Observations par satellite du formaldéhyde à l'aide de l'instrument TROPOMI en juillet 2018. Les colonnes mises en évidence correspondent aux régions émettrices d'isoprène.
D'autres voies doivent donc être explorées. Celles-ci incluent le potentiel de la fluorescence chlorophyllienne induite par le soleil (rayonnement que les plantes émettent lorsqu'elles sont photosynthétiquement actives) pour la détection de la sécheresse, ainsi que l'utilisation de nouvelles mesures de l'isoprène. L'isoprène est en effet désormais observé depuis l'espace, et en Belgique, les émissions d'isoprène seront surveillées en continu à partir de juin 2022 sur le site de Vielsalm en Ardenne belge. Des recherches à poursuivre...
La fluorescence induite par le soleil pourrait être utilisée pour surveiller l'effet de la sécheresse sur l'isoprène.

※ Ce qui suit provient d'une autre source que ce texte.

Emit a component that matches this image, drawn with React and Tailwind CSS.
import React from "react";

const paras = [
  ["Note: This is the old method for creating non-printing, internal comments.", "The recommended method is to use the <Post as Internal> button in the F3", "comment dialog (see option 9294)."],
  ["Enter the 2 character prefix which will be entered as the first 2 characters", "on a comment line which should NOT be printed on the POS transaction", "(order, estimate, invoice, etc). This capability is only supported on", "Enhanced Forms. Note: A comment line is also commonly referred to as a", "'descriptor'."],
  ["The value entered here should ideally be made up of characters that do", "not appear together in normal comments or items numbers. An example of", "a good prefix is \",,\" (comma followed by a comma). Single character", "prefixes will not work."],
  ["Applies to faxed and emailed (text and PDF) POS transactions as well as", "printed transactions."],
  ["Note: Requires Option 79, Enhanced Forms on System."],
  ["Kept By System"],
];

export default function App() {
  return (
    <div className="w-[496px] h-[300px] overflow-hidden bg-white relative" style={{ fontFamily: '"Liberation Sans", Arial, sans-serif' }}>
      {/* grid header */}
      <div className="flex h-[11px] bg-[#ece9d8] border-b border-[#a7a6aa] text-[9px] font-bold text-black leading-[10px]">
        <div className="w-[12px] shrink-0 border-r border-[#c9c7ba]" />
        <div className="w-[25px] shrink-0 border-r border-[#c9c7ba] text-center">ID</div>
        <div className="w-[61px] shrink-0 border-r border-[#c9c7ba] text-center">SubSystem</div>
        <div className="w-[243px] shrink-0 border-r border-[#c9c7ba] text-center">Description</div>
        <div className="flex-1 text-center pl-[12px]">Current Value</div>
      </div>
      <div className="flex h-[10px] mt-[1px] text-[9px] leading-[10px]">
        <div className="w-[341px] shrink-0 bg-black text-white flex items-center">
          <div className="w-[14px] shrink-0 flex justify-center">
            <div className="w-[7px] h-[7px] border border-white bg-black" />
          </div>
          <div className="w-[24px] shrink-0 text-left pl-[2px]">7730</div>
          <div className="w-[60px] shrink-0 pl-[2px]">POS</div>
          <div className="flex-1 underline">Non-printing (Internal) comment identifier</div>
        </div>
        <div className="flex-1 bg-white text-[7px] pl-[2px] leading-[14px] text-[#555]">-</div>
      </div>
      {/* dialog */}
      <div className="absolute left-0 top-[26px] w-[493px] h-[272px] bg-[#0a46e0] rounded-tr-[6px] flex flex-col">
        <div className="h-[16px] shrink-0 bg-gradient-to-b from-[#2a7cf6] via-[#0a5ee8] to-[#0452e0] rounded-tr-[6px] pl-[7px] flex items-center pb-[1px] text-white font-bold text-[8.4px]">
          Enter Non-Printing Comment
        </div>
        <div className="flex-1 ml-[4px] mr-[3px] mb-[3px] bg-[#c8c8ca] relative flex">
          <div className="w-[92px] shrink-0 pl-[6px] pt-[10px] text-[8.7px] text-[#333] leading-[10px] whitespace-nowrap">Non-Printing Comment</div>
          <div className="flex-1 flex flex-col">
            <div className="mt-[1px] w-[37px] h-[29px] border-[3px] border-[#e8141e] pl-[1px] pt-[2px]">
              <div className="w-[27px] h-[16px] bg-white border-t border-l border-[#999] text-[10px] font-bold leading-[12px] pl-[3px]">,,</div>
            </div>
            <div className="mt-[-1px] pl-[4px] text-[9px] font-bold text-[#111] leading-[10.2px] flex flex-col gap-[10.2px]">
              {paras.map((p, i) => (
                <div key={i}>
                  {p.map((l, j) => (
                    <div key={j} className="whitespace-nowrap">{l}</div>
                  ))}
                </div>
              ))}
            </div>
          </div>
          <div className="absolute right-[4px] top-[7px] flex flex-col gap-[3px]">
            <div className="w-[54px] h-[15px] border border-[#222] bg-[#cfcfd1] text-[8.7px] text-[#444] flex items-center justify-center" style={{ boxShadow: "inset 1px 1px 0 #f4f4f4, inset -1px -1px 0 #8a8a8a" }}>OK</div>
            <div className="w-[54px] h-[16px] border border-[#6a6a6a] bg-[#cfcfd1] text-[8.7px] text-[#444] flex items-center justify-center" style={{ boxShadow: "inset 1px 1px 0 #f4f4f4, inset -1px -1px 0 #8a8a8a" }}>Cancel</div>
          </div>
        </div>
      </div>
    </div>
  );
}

ALBERI, un tremplin pour les recherches futures
Nos connaissances sur les émissions d'isoprène nous permettent de mieux évaluer la formation d'ozone et de particules fines et leur impact sur la qualité de l'air et le climat. Dans un futur où le monde connaîtra des sécheresses plus fréquentes et plus intenses, il est primordial de comprendre la réponse des émissions d'isoprène aux facteurs de stress environnementaux tels que le stress hydrique.
Le projet ALBERI a mis en évidence les atouts et les limitations de l'utilisation des propriétés très hétérogènes du sol comme indicateurs de sécheresse. Les résultats du projet ALBERI offrent un tremplin aux recherches futures qui aideront la communauté scientifique à réduire les incertitudes liées aux émissions d'isoprène, notamment grâce aux nouvelles observations par satellite de la fluorescence induite par le soleil et de l'isoprène, ainsi qu'aux mesures in situ des flux dans la canopée. De plus, les augmentations des émissions d'isoprène étant indicatives d'un début de stress thermique et hydrique, la surveillance satellitaire de l'isoprène pourrait être explorée comme un outil potentiel pour suivre le stress de la végétation.